EXERCISE ▸ All lines featuring the string "image" are to be listed.

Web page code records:
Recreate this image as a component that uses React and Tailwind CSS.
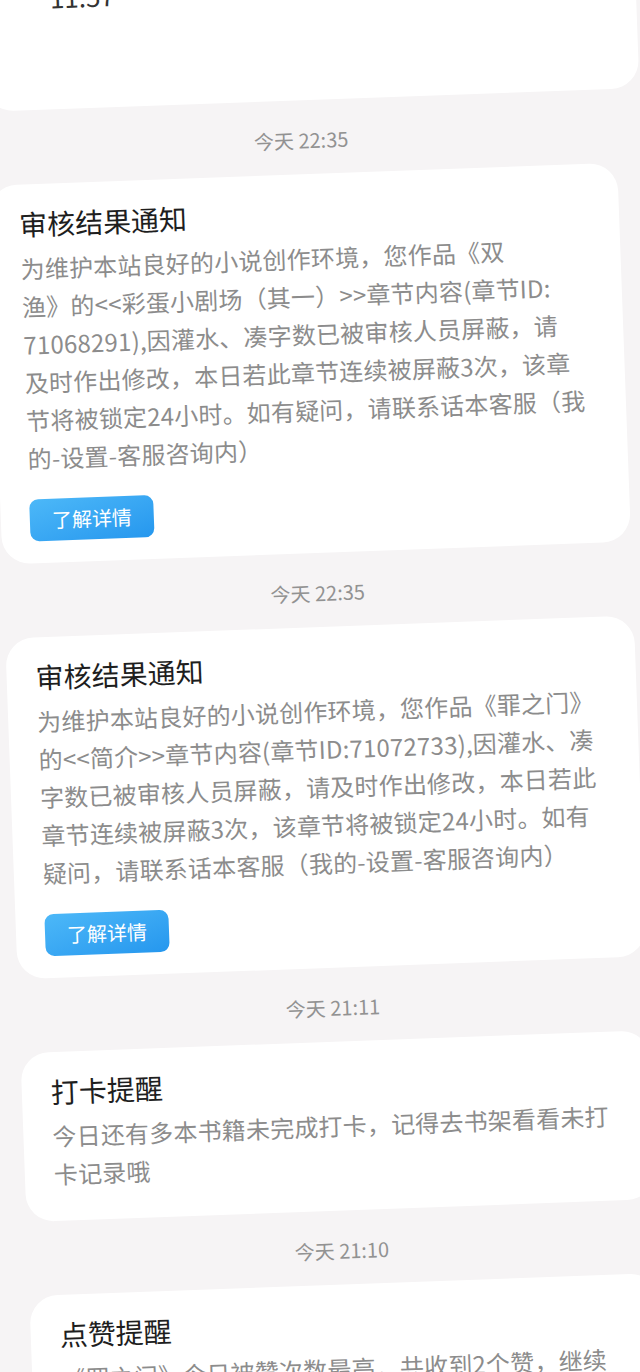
import React from "react";

const notices = [
  {
    time: "今天 22:35",
    title: "审核结果通知",
    lines: [
      "为维护本站良好的小说创作环境，您作品《双",
      "渔》的<<彩蛋小剧场（其一）>>章节内容(章节ID:",
      "71068291),因灌水、凑字数已被审核人员屏蔽，请",
      "及时作出修改，本日若此章节连续被屏蔽3次，该章",
      "节将被锁定24小时。如有疑问，请联系话本客服（我",
      "的-设置-客服咨询内）",
    ],
    action: true,
  },
  {
    time: "今天 22:35",
    title: "审核结果通知",
    lines: [
      "为维护本站良好的小说创作环境，您作品《罪之门》",
      "的<<简介>>章节内容(章节ID:71072733),因灌水、凑",
      "字数已被审核人员屏蔽，请及时作出修改，本日若此",
      "章节连续被屏蔽3次，该章节将被锁定24小时。如有",
      "疑问，请联系话本客服（我的-设置-客服咨询内）",
    ],
    action: true,
  },
  {
    time: "今天 21:11",
    title: "打卡提醒",
    lines: ["今日还有多本书籍未完成打卡，记得去书架看看未打", "卡记录哦"],
    action: false,
  },
  {
    time: "今天 21:10",
    title: "点赞提醒",
    lines: ["《罪之门》今日被赞次数最高，共收到2个赞，继续", "加油哦"],
    action: false,
  },
];

function TimeLabel({ text }) {
  return (
    <div className="flex h-[74px] justify-center pt-[28px] text-[20px] leading-[24px] text-[#929292]">
      {text}
    </div>
  );
}

function NoticeCard({ title, lines, action }) {
  return (
    <div
      className={`ml-[6px] mr-[5px] rounded-[28px] bg-white px-[29px] pt-[21px] ${
        action ? "pb-[22px]" : "pb-[28px]"
      }`}
    >
      <div className="text-[28px] leading-[36px] text-[#1e1e1e]">{title}</div>
      <div className="mt-[8px] text-[24px] leading-[38px] tracking-[0.2px] text-[#8c8c8c]">
        {lines.map((line, i) => (
          <div key={i} className="whitespace-nowrap">
            {line}
          </div>
        ))}
      </div>
      {action && (
        <button className="mt-[22px] flex h-[42px] w-[124px] items-center justify-center rounded-[9px] bg-gradient-to-br from-[#4cb8f8] to-[#2597ee] text-[20px] text-white">
          了解详情
        </button>
      )}
    </div>
  );
}

export default function App() {
  return (
    <div
      className="relative h-[1372px] w-[640px] overflow-hidden bg-[#f6f4f5]"
      style={{ fontFamily: '"Noto Sans CJK SC", "Noto Sans", sans-serif' }}
    >
      {/* the whole list is tilted a little, as in the photo */}
      <div className="h-[1372px] w-[640px] rotate-[-2.1deg]">
        {/* card cut off by the top of the screen */}
        <div className="-mt-[31px] ml-[6px] -mr-[20px] rounded-b-[28px] bg-white px-[29px] pb-[93px]">
          <div className="ml-[39px] text-[26px] leading-[38px] text-[#333333]">11:57</div>
        </div>
        {notices.map((n, i) => (
          <React.Fragment key={i}>
            <TimeLabel text={n.time} />
            <NoticeCard title={n.title} lines={n.lines} action={n.action} />
          </React.Fragment>
        ))}
      </div>
    </div>
  );
}
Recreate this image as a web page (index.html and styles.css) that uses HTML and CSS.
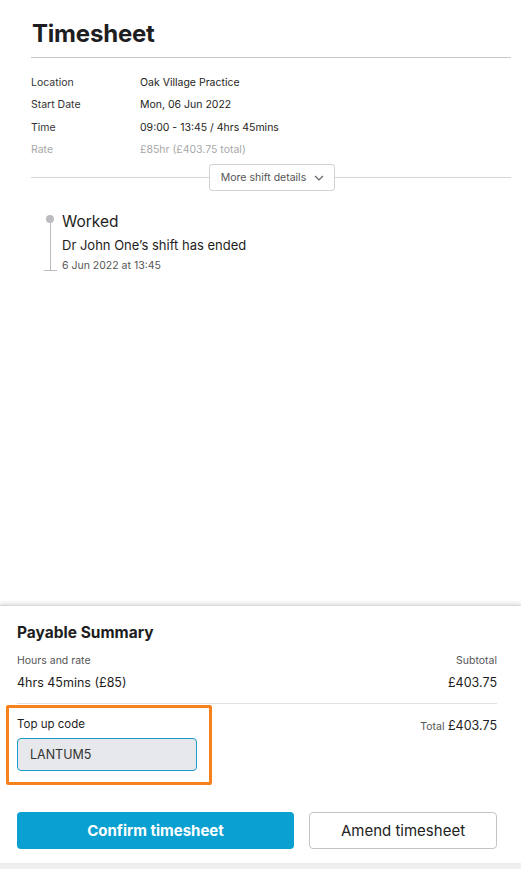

THE SOLUTION ▸
Recreate this image as a component that uses React and Tailwind CSS.
Recreate this image as a web page (index.html and styles.css) that uses HTML and CSS.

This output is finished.